Let $K=\mathbb Q(\sqrt D)$ and let $$L_K(s,\chi)=\sum_{\mathfrak a}\chi(\mathfrak a)N(\mathfrak a)^{-s}\quad\text{and}\quad \zeta(s,\mathcal A)=\sum_{\mathfrak a\in \mathcal A}N(\mathfrak a)^{-s}.$$ Here $\chi$ is a character of the class group $\operatorname{Cl}_K$. We have $$L_K(s,\chi)=\sum_\mathcal A\chi(\mathcal A)\zeta(s,\mathcal A).$$ Some work shows that actually $\zeta_Q(s)=\zeta(s,\mathcal A)$ if the class of the quadratic form $Q$ corresponds to the ideal class $\mathcal A$. Multiplying the limit formula by $\chi(\mathcal A)$, summing over the ideal classes, and letting $s\to1+$ therefore gives $$\frac {1}{2\pi}\lvert D \rvert^{1/2} L_K(1,\chi)=\sum_\mathcal A \chi (\mathcal A) H(z_\mathcal A).\label{f}\tag{1}$$ Here $z_\mathcal A$ is the CM point corresponding to the ideal class $\mathcal A$. Now we specialize $\chi$ to the genus character which is defined as follows in the case when $D$ is a fundamental discriminant, that is, $D$ is the discriminant of $K$. Let $D=D'D''$ be a decomposition of $D$ into fundamental discriminants. Let $\mathfrak p$ be a prime ideal of $K$. Then we define $$ \chi(\mathfrak p)= \begin{cases} \chi_{D'}(N(\mathfrak p))\quad \text{if } (D',\mathfrak p)=1\\ \chi_{D''}(N(\mathfrak p))\quad\text{if } (D'',\mathfrak p)=1 \end{cases} $$ Here $\chi_D$ is the Kronecker symbol modulo $\lvert D\rvert$ (the unique real primitive character modulo $\lvert D\rvert$). Each such decomposition corresponds to a decomposition of $L_K(s,\chi)$. Let $L_D(s)=\sum_{n=1}^\infty\chi_D(n)n^{-s}$. The decomposition is given by $$L_{D'}(s)L_{D''}(s)=L_K(s,\chi)\label{dec}\tag{2}$$. Now the Dirichlet class number formula says that $$L_{D}(1)=\begin{cases}\pi \lvert D\rvert^{1/2}h_D\quad \text{if } D<0\\2\lvert D\rvert^{1/2}h_D\log \varepsilon_D \quad \text{if } D>0\end{cases}\label{dir}\tag{3}$$ where $\varepsilon_D$ is the fundamental unit. Combining \eqref{f},\eqref{dec}, and \eqref{dir} we obtain $$\varepsilon_D^{h_{D'}h_{D''}}=\prod_{\mathcal A}\lvert\Im(z_\mathcal A)^{1/2}\eta(z_\mathcal A)^2\rvert^{-\chi(\mathcal A)}.\label{s}\tag{4}$$

We proved this formula for fundamental discriminants. How to prove it for arbitrary discriminants?

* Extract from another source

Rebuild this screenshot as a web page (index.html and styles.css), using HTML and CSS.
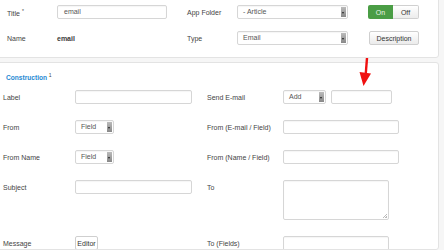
FILE: index.html
```html
<!DOCTYPE html>
<html lang="en">
<head>
    <meta charset="UTF-8">
    <title>Construction</title>
    <link rel="stylesheet" href="styles.css">
</head>
<body>

<div class="panel panel-top">
    <div class="top-grid">
        <span class="label">Title <sup>*</sup></span>
        <div class="input wide-top">email</div>
        <span class="label">App Folder</span>
        <div class="select sel-top"><span>- Article</span><i class="arrow"></i></div>
        <div class="toggle">
            <span class="on">On</span>
            <span class="off">Off</span>
        </div>

        <span class="label">Name</span>
        <span class="value">email</span>
        <span class="label">Type</span>
        <div class="select sel-top"><span>Email</span><i class="arrow"></i></div>
        <div class="btn btn-desc">Description</div>
    </div>
</div>

<div class="panel panel-main">
    <h3 class="legend">Construction <sup>1</sup></h3>

    <div class="form-grid">
        <span class="label">Label</span>
        <div class="input wide"></div>
        <span class="label">Send E-mail</span>
        <div class="pair">
            <div class="select sel-add"><span>Add</span><i class="arrow"></i></div>
            <div class="input small"></div>
        </div>

        <span class="label">From</span>
        <div class="select sel-field"><span>Field</span><i class="arrow"></i></div>
        <span class="label">From (E-mail / Field)</span>
        <div class="input wide2"></div>

        <span class="label">From Name</span>
        <div class="select sel-field"><span>Field</span><i class="arrow"></i></div>
        <span class="label">From (Name / Field)</span>
        <div class="input wide2"></div>

        <span class="label">Subject</span>
        <div class="input wide"></div>
        <span class="label">To</span>
        <div class="textarea"><i class="grip"></i></div>

        <span class="label">Message</span>
        <div class="btn btn-editor">Editor</div>
        <span class="label">To (Fields)</span>
        <div class="textarea"></div>
    </div>
</div>

<!-- стрелка поверх формы -->
<svg class="marker" width="20" height="32" viewBox="0 0 20 32">
    <path d="M11 0 L9.5 19" stroke="#f01010" stroke-width="2.4" fill="none"/>
    <path d="M3.5 14 L15 15.5 L7.5 28 Z" fill="#f01010"/>
</svg>

</body>
</html>
```

FILE: styles.css
```css
body {
    margin: 0;
    padding: 0;
    background-color: #f6f6f6;
    font-family: "Liberation Sans", Arial, sans-serif;
    font-size: 7px;
    color: #444;
    width: 444px;
    height: 250px;
    overflow: hidden;
    position: relative;
}

.panel {
    background-color: white;
    border: 1px solid #e3e3e3;
    border-radius: 3px;
    margin-left: -4px;
    width: 443px;
    box-sizing: border-box;
}

.panel-top {
    margin-top: -4px;
    height: 62px;
    padding: 8px 0 0 10px;
}

.panel-main {
    margin-top: 4px;
    height: 188px;
    padding: 9px 0 0 6px;
    overflow: hidden;
}

.label {
    color: #444;
    white-space: nowrap;
}

sup {
    font-size: 5px;
    vertical-align: 3px;
}

.top-grid {
    display: grid;
    grid-template-columns: 50px 130px 50px 131px auto;
    grid-template-rows: 14px 14px;
    row-gap: 12px;
    align-items: center;
}

.value {
    font-weight: bold;
    color: #3a3a3a;
}

.input,
.select,
.textarea {
    box-sizing: border-box;
    height: 14px;
    border: 1px solid #d6d6d6;
    border-radius: 2px;
    background-color: white;
    box-shadow: inset 0 1px 1px rgba(0, 0, 0, 0.04);
}

.input {
    padding: 2px 0 0 6px;
    color: #555;
}

.wide-top {
    width: 110px;
}

.select {
    display: flex;
    justify-content: space-between;
    align-items: stretch;
    padding-left: 5px;
    color: #555;
}

.select span {
    padding-top: 2px;
}

.select .arrow {
    width: 5px;
    margin: 1px 1px 1px 0;
    background: linear-gradient(#bbb, #888);
    position: relative;
}

.select .arrow::after {
    content: "";
    position: absolute;
    left: 1px;
    top: 5px;
    border-left: 1.5px solid transparent;
    border-right: 1.5px solid transparent;
    border-top: 2px solid #222;
}

.sel-top {
    width: 111px;
}

.toggle {
    display: flex;
    width: 51px;
    height: 14px;
}

.toggle span {
    flex: 1;
    display: flex;
    align-items: center;
    justify-content: center;
}

.toggle .on {
    background-color: #4a9d45;
    color: #e9f4e8;
    border-radius: 2px 0 0 2px;
}

.toggle .off {
    background: linear-gradient(#fff, #ececec);
    border: 1px solid #d0d0d0;
    border-left: none;
    border-radius: 0 2px 2px 0;
    color: #333;
}

.btn {
    box-sizing: border-box;
    height: 14px;
    display: flex;
    align-items: center;
    justify-content: center;
    background: linear-gradient(#fff, #ebebeb);
    border: 1px solid #cfcfcf;
    border-radius: 2px;
    color: #333;
}

.btn-desc {
    width: 50px;
    margin-left: 1px;
}

.legend {
    margin: 0;
    font-size: 6.6px;
    color: #1f8ad3;
    font-weight: bold;
    height: 18px;
    padding-left: 3px;
}

.legend sup {
    color: #444;
    font-weight: normal;
}

.form-grid {
    display: grid;
    grid-template-columns: 72px 132px 76px auto;
    row-gap: 16px;
    align-items: start;
}

.form-grid .label {
    padding-top: 4px;
}

.wide {
    width: 117px;
}

.wide2 {
    width: 116px;
}

.pair {
    display: flex;
    gap: 5px;
}

.sel-add {
    width: 43px;
}

.small {
    width: 61px;
}

.sel-field {
    width: 39px;
}

.textarea {
    width: 106px;
    height: 40px;
    position: relative;
}

.grip {
    position: absolute;
    right: 1px;
    bottom: 1px;
    width: 4px;
    height: 4px;
    background: linear-gradient(135deg, transparent 50%, #bbb 50%, #bbb 60%, transparent 60%, transparent 75%, #bbb 75%);
}

.btn-editor {
    width: 23px;
    background: white;
}

.marker {
    position: absolute;
    left: 356px;
    top: 58px;
}
```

The case of non-fundamental discriminants arises in Siegel's solution of the class number one problem for imaginary quadratic fields.

Suppose that $K$ is an imaginary quadratic field with $h_K=1$. We may write $D_K=-p$, where $p>163$, $p\equiv \pm 2 \text{ ( mod 5)}$ is a prime.

Let $D=-5^2p$ and consider the decomposition $D=TG$, where $T=5,G=-5p$. Since $G$ is divisible by two distinct primes, we have $h_T=2m_p$ for some integer $m_p$. Further we have $h_G=1$, and $ \varepsilon = \varepsilon_g=(1/2)(1+\sqrt 5)$.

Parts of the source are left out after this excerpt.